Bagaimana tsiqoh ini dapat berperan? Tsiqoh bukanlah "senjata" yang dapat digunakan untuk membuat kader tunduk tanpa tanya dan tanpa bicara. Tsiqoh membutuhkan keterampilan untuk dapat diterapkan dalam diri setiap kader dalam sebuah jama'ah dakwah. Sederhananya adalah berikan pemaparan ketika kader bertanya atau mengetahui sesuatu hal terkait kebijakan jama'ah yang sifatnya amniyah maupun tidak. Berikan kesempatan untuk kader berbicara, memberikan saran atau pun kritikan untuk jama'ahnya, karena bukankah jama'ah kita bukan jama'ah malaikat? Saran dan kritik pada dasarnya dapat menjadi gerbang pengokohan jama'ah jika saja direspon dengan baik, dan saran serta kritik pun dapat menjadi ancaman bagi kekokohan jama'ah ketika direspon dengan negatif. 

Seringkali muara akhir dari tsiqoh itu adalah kebijakan syuro, dan inilah yang tak jarang pada akhirnya "membunuh" kader itu sendiri, karena kebijakan syuro bukanlah kebijakan yang diambil secara pribadi, karena kebijakan syuro bukan pula kebijakan yang diambil secara sepihak, karena kebijakan syuro adalah kebijakan yang diambil oleh mereka yang memiliki kapasitas yang mumpuni. Itulah penjelasan yang pada akhirnya menutup rapat-rapat seorang kader dalam diam dan menempatkan ia untuk cukup bertanya kepada dirinya sendiri. Lalu apakah ketika seorang kader mempertanyakan syuro adalah sama denga tidak tsiqoh?. Pertanyaan essensial yang mungkin sulit untuk dijawab dan dijelaskan.

Kekecewaan kader terhadap jama'ah bisa jadi lahir bukan sekedar karena ego atau pun emosinya, bukan sekedar terjadi karena ia dinilai tidak tsiqoh, bukan pula perkara ini jama'ah manusia atau ini jama'ah malaikat, bukan sekedar terjadi karena perkara amanah dan agenda, akan tetapi kekecewaan itu justru bisa bermula dari tidak jelasnya konteks tsiqoh yang selama ini selalu ditanamkan dalam diri setiap kader, penanaman tsiqoh yang tidak memberikan ruang bagi kader untuk melakukan apapun, terlebih melakukan suatu perkara yang dinilai menyimpang dari aturan semestinya dalam jama'ah.

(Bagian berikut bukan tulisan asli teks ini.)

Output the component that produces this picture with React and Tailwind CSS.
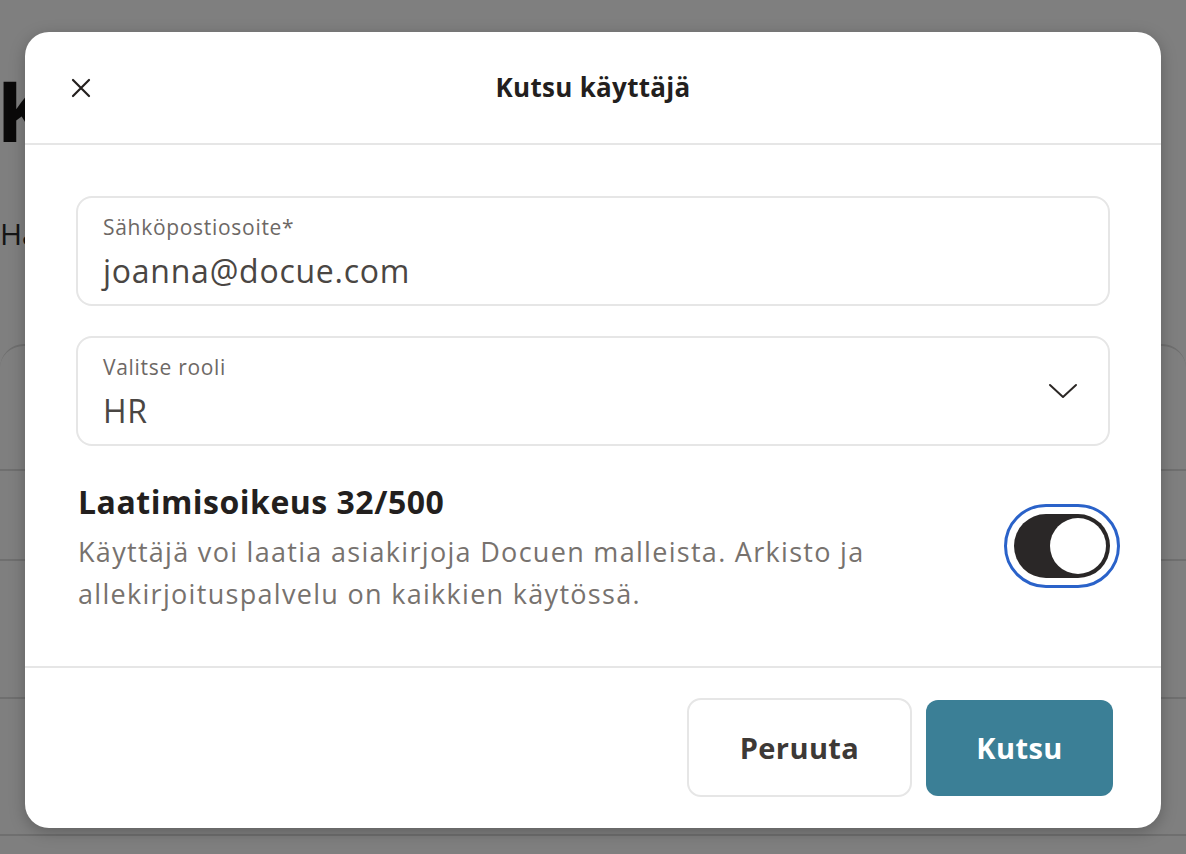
import { useState } from 'react';

const font = { fontFamily: '"Open Sans", "Noto Sans", sans-serif' };

function CloseIcon() {
  return (
    <svg width="22" height="22" viewBox="0 0 22 22" fill="none">
      <path d="M3 3L19 19M19 3L3 19" stroke="#231f1e" strokeWidth="2.2" strokeLinecap="round" />
    </svg>
  );
}

function Chevron() {
  return (
    <svg width="30" height="18" viewBox="0 0 30 18" fill="none">
      <path d="M2 3L15 15L28 3" stroke="#2b2725" strokeWidth="2" strokeLinecap="round" strokeLinejoin="round" />
    </svg>
  );
}

function Field({ label, value, right }) {
  return (
    <div className="h-[110px] rounded-[16px] border-2 border-[#e6e6e6] bg-white flex items-start pt-[16px] pl-[25px] pr-[30px]">
      <div className="flex-1 min-w-0">
        <p className="text-[21px] leading-[26px] text-[#6d6865] tracking-[0.7px]">{label}</p>
        <p className="mt-[11px] text-[32px] leading-[40px] text-[#4a4643] tracking-[0.75px]">{value}</p>
      </div>
      {right && <div className="self-center -mt-[16px]">{right}</div>}
    </div>
  );
}

export default function App() {
  const [enabled, setEnabled] = useState(true);

  return (
    <div className="relative w-full h-[854px] overflow-hidden bg-white" style={font}>
      {/* Page behind */}
      <div className="pt-[60px]">
        <h1 className="text-[84px] leading-[100px] font-bold text-[#151313] -ml-[4px]">Käyttäjät</h1>
        <p className="mt-[54px] text-[30px] leading-[40px] text-[#2b2b2b]">Hallinnoi käyttäjiä</p>
        <div className="mt-[90px] border-t-2 border-[#dedede] rounded-t-[24px]">
          <div className="h-[125px] border-b-2 border-[#dedede]" />
          <div className="h-[90px] border-b-2 border-[#dedede]" />
          <div className="h-[138px] border-b-2 border-[#dedede]" />
          <div className="h-[137px] border-b-2 border-[#dedede]" />
        </div>
      </div>

      {/* Overlay */}
      <div className="absolute inset-0 bg-black/50 flex justify-center pt-[32px]">
        <div className="w-[1136px] h-[796px] bg-white rounded-[24px] shadow-[0_4px_16px_rgba(0,0,0,0.25)] flex flex-col">
          <header className="relative h-[113px] shrink-0 border-b-2 border-[#e6e6e6] flex items-center justify-center">
            <button className="absolute left-[45px] top-[45px] p-0">
              <CloseIcon />
            </button>
            <h2 className="text-[26px] font-bold text-[#231f1e] tracking-[0.3px]">Kutsu käyttäjä</h2>
          </header>

          <div className="flex-1 px-[51px] pt-[51px]">
            <Field label="Sähköpostiosoite*" value="joanna@docue.com" />
            <div className="mt-[30px]">
              <Field label="Valitse rooli" value="HR" right={<Chevron />} />
            </div>

            <div className="mt-[36px] flex items-start">
              <div className="flex-1 pl-[2px]">
                <p className="text-[32px] leading-[40px] font-bold text-[#231f1e] tracking-[0.5px]">Laatimisoikeus 32/500</p>
                <p className="mt-[9px] text-[27px] leading-[42px] text-[#77726e] tracking-[1.3px]">
                  Käyttäjä voi laatia asiakirjoja Docuen malleista. Arkisto ja
                  <br />
                  allekirjoituspalvelu on kaikkien käytössä.
                </p>
              </div>
              <button
                onClick={() => setEnabled(v => !v)}
                className="mt-[22px] mr-[-10px] rounded-full border-[3px] border-[#2a62c9] p-[7px]"
              >
                <span className={`flex items-center w-[96px] h-[64px] rounded-full p-[4px] ${enabled ? 'bg-[#2a2727] justify-end' : 'bg-[#cfcfcf] justify-start'}`}>
                  <span className="w-[56px] h-[56px] rounded-full bg-white" />
                </span>
              </button>
            </div>
          </div>

          <footer className="h-[162px] shrink-0 border-t-2 border-[#e6e6e6] flex items-start justify-end gap-[14px] pt-[30px] pr-[48px]">
            <button className="w-[225px] h-[99px] rounded-[14px] border-2 border-[#e6e6e6] bg-white text-[29px] font-bold text-[#3d3936] tracking-[0.4px]">
              Peruuta
            </button>
            <button className="mt-[2px] w-[187px] h-[96px] rounded-[12px] bg-[#3b7f96] text-[29px] font-bold text-white tracking-[0.4px]">
              Kutsu
            </button>
          </footer>
        </div>
      </div>
    </div>
  );
}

Ketika dikatakan bahwa ini bukanlah jama'ah malaikat yang selalu sempurna dan tak pernah salah, maka jawabannya kini adalah justru karena ini adalah jama'ah manusia, maka berikanlah sedikit ruang untuk manusia dalam jama'ah itu "bernafas" tidak dengan diam, justru karena ini jama'ah manusia maka izinkanlah kader-kader di dalamnya untuk tsiqoh pada hal yang semestinya, karena tsiqoh bukan satu-satunya ukuran taat dan bertanya, memberikan saran dan kritik atau pun tahu sesuatu hal yang dinilai amniyah dalam jama'ah bukan indikator ia tidak tsiqoh

Jadi, "desain" tsiqoh yang bagaimanakah yang dinilai ideal untuk mengokohkan jama'ah dakwah? PR besar yang harus kita jawab.